I want to build a simple, reliable Proxmox cluster to gradually explore the platform while keeping things maintainable. In summary:

  • :white_check_mark: Minimal complexity (avoid NVMe unless truly justified)
  • :white_check_mark: Durable storage (long DWPD, low failure risk)
  • :white_check_mark: Proper separation (SmartArray for boot, HBA for ZFS)
  • :white_check_mark: Clean PBS strategy (not tangled into production)
  • :white_check_mark: Safe 2-node cluster with proper quorum setup
  • :cross_mark: No Ceph or heavy shared storage (overkill for my use)

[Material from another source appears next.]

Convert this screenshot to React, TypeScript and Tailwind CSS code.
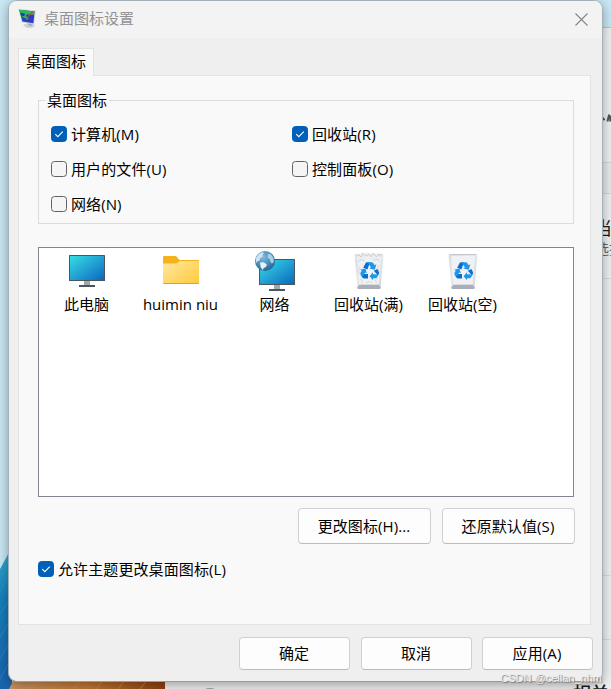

Thanks again for your time and your expertise. Any feedback on disk models, HBA behavior, ZFS layouts, QDevice placement, or PBS design would be extremely appreciated.

Best regards,

I can answer the PBS question.
(Currently, I am running PBS on TrueNAS as a VM, at home and work.)

Having a separate machine (as Proxmox recommends) is easier. If you use a bare metal install, it is even easier. You can create a ZFS volume on the disks (R610) and use it as a target.

It is much faster if you use a local connection. In PBS, you still have the option to create sync tasks. (Sadly, only to another PBS.)

I like the option to browse the files in the VM and restore them individually, and the deduplication. That is a massive advantage compared to normal NFS or SMB.